Britain was among nine Commonwealth states which agreed at a crisis meeting in London on Monday that Pakistan should be suspended from the 53-nation organisation unless the emergency measures are repealed and the country moves towards holding free and fair elections by 22 November.
The Commonwealth ministerial action group is to meet again on that date to "review progress" by President Musharraf, on the eve of the Commonwealth summit in Kampala. The action group's chairman, the Maltese foreign minister, Michael Frendo, said yesterday that the Commonwealth demands "are all doable in the time frame". The Canadian high commissioner to London, Jim Wright, said that despite the different views – with African and Pacific states favouring Pakistan's immediate ejection for breaching Commonwealth values, according to diplomats – during their five hours of negotiations the ministers found a way to "give him the opportunity to respond positively".
Mr Sharif welcomed Ms Bhutto's comments, meanwhile. Speaking from Saudi Arabia where he is living, having been deported from Pakistan when he attempted to return in September, he said he believed Pakistan's political opposition was "beginning to get together". He said: "That is the need of the hour because single-handedly to fight dictatorship is going to be a difficult task.
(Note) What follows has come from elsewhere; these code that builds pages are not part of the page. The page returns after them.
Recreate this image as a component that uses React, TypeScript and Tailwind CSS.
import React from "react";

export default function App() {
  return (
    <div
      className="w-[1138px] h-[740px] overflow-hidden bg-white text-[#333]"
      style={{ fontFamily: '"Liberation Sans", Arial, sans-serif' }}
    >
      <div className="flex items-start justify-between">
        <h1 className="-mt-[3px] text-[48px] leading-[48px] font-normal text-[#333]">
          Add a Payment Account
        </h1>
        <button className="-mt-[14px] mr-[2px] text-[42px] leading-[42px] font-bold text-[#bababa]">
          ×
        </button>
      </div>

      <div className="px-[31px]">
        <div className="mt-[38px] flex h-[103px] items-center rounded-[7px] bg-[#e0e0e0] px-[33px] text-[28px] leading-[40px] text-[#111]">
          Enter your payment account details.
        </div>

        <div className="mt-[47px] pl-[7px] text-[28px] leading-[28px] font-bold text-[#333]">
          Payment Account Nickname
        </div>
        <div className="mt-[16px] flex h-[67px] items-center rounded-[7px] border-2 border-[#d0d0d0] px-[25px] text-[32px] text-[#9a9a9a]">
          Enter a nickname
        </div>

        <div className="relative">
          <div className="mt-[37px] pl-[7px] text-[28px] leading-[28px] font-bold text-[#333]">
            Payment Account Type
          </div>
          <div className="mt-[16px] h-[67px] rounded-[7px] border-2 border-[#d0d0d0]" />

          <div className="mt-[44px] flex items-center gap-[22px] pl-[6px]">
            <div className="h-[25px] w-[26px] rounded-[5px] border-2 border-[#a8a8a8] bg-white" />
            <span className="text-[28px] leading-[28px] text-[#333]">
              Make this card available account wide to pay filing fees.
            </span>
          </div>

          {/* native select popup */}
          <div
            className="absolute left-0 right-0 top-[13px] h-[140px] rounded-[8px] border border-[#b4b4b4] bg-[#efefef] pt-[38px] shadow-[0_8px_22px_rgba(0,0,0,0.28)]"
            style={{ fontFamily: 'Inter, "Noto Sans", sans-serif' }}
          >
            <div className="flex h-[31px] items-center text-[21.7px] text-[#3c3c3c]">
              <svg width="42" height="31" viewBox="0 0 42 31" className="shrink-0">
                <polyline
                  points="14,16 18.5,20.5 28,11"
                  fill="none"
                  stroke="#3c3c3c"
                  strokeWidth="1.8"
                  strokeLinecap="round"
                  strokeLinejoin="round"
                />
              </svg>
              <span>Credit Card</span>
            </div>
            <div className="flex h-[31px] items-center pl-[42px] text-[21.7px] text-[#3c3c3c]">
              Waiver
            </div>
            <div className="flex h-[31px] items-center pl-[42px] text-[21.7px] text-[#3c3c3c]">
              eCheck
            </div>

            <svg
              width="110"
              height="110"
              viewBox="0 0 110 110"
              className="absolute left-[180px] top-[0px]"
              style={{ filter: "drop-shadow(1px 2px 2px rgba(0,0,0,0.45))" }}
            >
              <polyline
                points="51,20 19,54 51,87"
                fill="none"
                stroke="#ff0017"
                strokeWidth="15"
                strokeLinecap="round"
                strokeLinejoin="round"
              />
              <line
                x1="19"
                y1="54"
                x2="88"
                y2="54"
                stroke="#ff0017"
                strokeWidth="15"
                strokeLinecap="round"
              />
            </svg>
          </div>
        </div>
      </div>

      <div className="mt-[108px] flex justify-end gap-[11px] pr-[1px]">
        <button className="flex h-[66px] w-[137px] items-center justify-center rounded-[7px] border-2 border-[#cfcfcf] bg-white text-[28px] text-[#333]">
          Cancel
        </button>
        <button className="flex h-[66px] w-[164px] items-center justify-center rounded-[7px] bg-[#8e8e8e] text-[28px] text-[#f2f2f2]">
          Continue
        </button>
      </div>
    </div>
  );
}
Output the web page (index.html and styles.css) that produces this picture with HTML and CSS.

If the entire opposition gets united on a one-point agenda to restore the judiciary as it stood on 3 November, all the problems confronting Pakistan today will be solved."
Ms Bhutto had come under criticism from other political opponents of the President for negotiating a power-sharing arrangement with him that would have opened the way for her to serve a third term as prime minister. Ms Bhutto was allowed to return to the country unhindered and an amnesty law removed a series of outstanding corruption charges against her.
There was no reaction from the President's office last night but the railways minister, Sheikh Rashid Ahmed, claimed Ms Bhutto had not closed the door on co-operation. "She talks one thing but walks in a different way," he said. "She knows the election result will be different from what she thought. That is why she is trying to create a disturbance."